First, there was been money to pay for cuts in the 50p tax rate. That costs more than £100 million a year according to the government - I suggest it is massively more. There were cuts to corporation tax rates costing £4.5 billion a year to date (taking into account decisions from 2010 to 2012).  And changes in controlled foreign company rules costing about £1 billion a year.  In other words: there was money available. Student loans amount to about £3 billion a year.

But it's not just the fact that it's clear the money was available if only the right choices on investment had been made and Clegg had decided that enriching future genrations was more important than boosting current corporate profits and bonuses. The second problem is that the claim that somehow student loans save the government money is just bogus. It's wrong. It's a lie. The loans students take out to pay their educational establishment are lent to them by the government. That's because the loans are provided by the Student Loan Company that says it's a "a non-profit making Government-owned organisation set up in 1989 to provide loans and grants to students in universities and colleges in the UK".

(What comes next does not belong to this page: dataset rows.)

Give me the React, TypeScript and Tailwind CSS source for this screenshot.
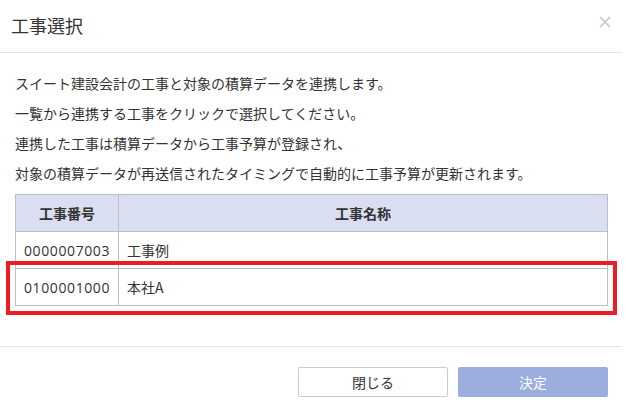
import React from "react";

const lines = [
  "スイート建設会計の工事と対象の積算データを連携します。",
  "一覧から連携する工事をクリックで選択してください。",
  "連携した工事は積算データから工事予算が登録され、",
  "対象の積算データが再送信されたタイミングで自動的に工事予算が更新されます。",
];

const rows = [
  { code: "0000007003", name: "工事例" },
  { code: "0100001000", name: "本社A" },
];

const App = () => {
  return (
    <div
      className="relative w-[626px] h-[411px] bg-white text-[#333] overflow-hidden"
      style={{ fontFamily: '"Noto Sans CJK JP", "Noto Sans", sans-serif' }}
    >
      <div className="w-[622px] flex flex-col">
        {/* Header */}
        <div className="h-[53px] flex border-b border-[#e5e5e5]">
          <h2 className="pl-[11px] pt-[12px] text-[18px] leading-[26px] font-normal">
            工事選択
          </h2>
          <button className="ml-auto mr-[11px] mt-[16px] w-[12px] h-[12px] self-start">
            <svg width="12" height="12" viewBox="0 0 12 12">
              <path
                d="M1 1 L11 11 M11 1 L1 11"
                stroke="#c6c6c6"
                strokeWidth="1.6"
                fill="none"
              />
            </svg>
          </button>
        </div>

        {/* Body */}
        <div className="pl-[15px] pr-[14px] pt-[15px] pb-[40px]">
          <div className="text-[14px] leading-[30px]">
            {lines.map((l) => (
              <p key={l}>{l}</p>
            ))}
          </div>

          {/* Table */}
          <div className="mt-[6px] border border-[#bfbfbf] text-[14px]">
            <div className="flex h-[37px] bg-[#d9dff0] border-b border-[#bfbfbf] font-bold">
              <div className="w-[103px] flex items-center justify-center border-r border-[#bfbfbf]">
                工事番号
              </div>
              <div className="flex-1 flex items-center justify-center">
                工事名称
              </div>
            </div>
            {rows.map((r, i) => (
              <div
                key={r.code}
                className={
                  i === 0
                    ? "flex h-[37px] border-b border-[#bfbfbf]"
                    : "flex h-[36px]"
                }
              >
                <div className="w-[103px] flex items-center pl-[8px] border-r border-[#bfbfbf] font-['Open_Sans'] tracking-[0.6px]">
                  {r.code}
                </div>
                <div className="flex-1 flex items-center pl-[8px]">{r.name}</div>
              </div>
            ))}
          </div>
        </div>

        {/* Footer */}
        <div className="border-t border-[#e5e5e5] pt-[20px] pr-[14px] flex justify-end gap-[10px]">
          <button className="w-[150px] h-[30px] bg-white border border-[#cccccc] rounded-[2px] text-[14px] text-[#333]">
            閉じる
          </button>
          <button className="w-[150px] h-[30px] bg-[#9caede] rounded-[2px] text-[14px] text-white">
            決定
          </button>
        </div>
      </div>

      {/* red highlight annotation */}
      <div className="absolute left-[6px] top-[261px] w-[611px] h-[54px] border-4 border-[#ed1c24] pointer-events-none" />
    </div>
  );
};

export default App;
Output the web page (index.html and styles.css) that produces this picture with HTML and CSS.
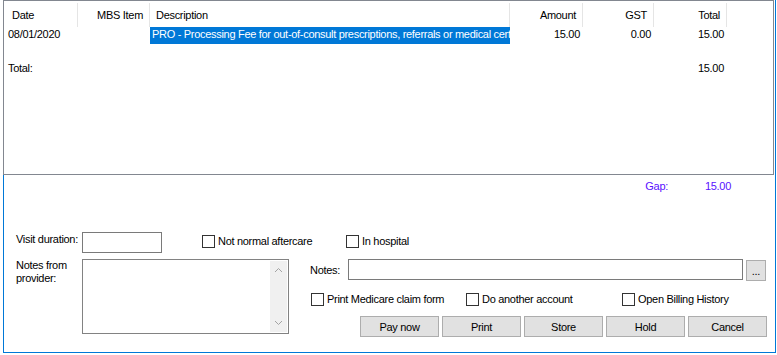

So let's get this right: the government lends the student loan company money that it has borrowed from the markets so that the student loan company can lend that money to students so that students can pay it to government owned universities for their education to reduce the supposed cost of the government supplying those students with their education. But right now however you look at it, the government is actually paying for that education by borrowing. It's just, potentially, making the students responsible for one day repaying that loan. That's all the student loan arrangement actually does. It passes the buck for repayment, that's all. Nothing though avoids the fact that right now  student's aren't paying for the education: the government is. And all that means is that there was all the money needed to pay for the education students are having now and it was available because the government was willing to borrow for it, and actually is doing so. Therefore Clegg lied. Or is so daft he doesn't realise the truth.

Total student loan debt is now some £40 billion.

National debt is supposedly just over £1 trillion. Net of quantitative easing, which will never be redeemed, it's about £650 billion or so. That difference is important here though: other parts of the deficit have been paid for with QE. That's what QE is really about: QE does in effect write off government debt so it will never have to be repaid by future generations. That's the case because repaying this debt is meaningless now: the debt is owed by the government to the Bank of England which is owned by the government  and repaying a loan you've made to yourself is irrelevant: you can, or not, at your own leisure because no cash really changes hands.

But whilst that's true of most of our deficit spending that's been QE funded , as a result of Clegg's decision, based on his belief that "there was no money" when very clearly there was a great deal of it available, students are now going to be forecd to repay debt for current spending when the vast majority of us will never have to do so because QE has already written the part we've befitted from off.

So, Clegg's decision was not just a mistake: it was a callous act to impose debt on people unnecessarily and to burden them for life when for just a few £billion more on QE, which would have made no different to markets, inflation or anything else, none of that debt burden would have been needed.

The result is that we can really say Clegg got it wrong. More than that though we can say he got it spectacularly wrong. And he is still either too incompetent to know why, or too disingenuous to admit the truth. Either way, that apology is a hollow joke that cruelly exposes the economic incompetence of the deputy prime minister.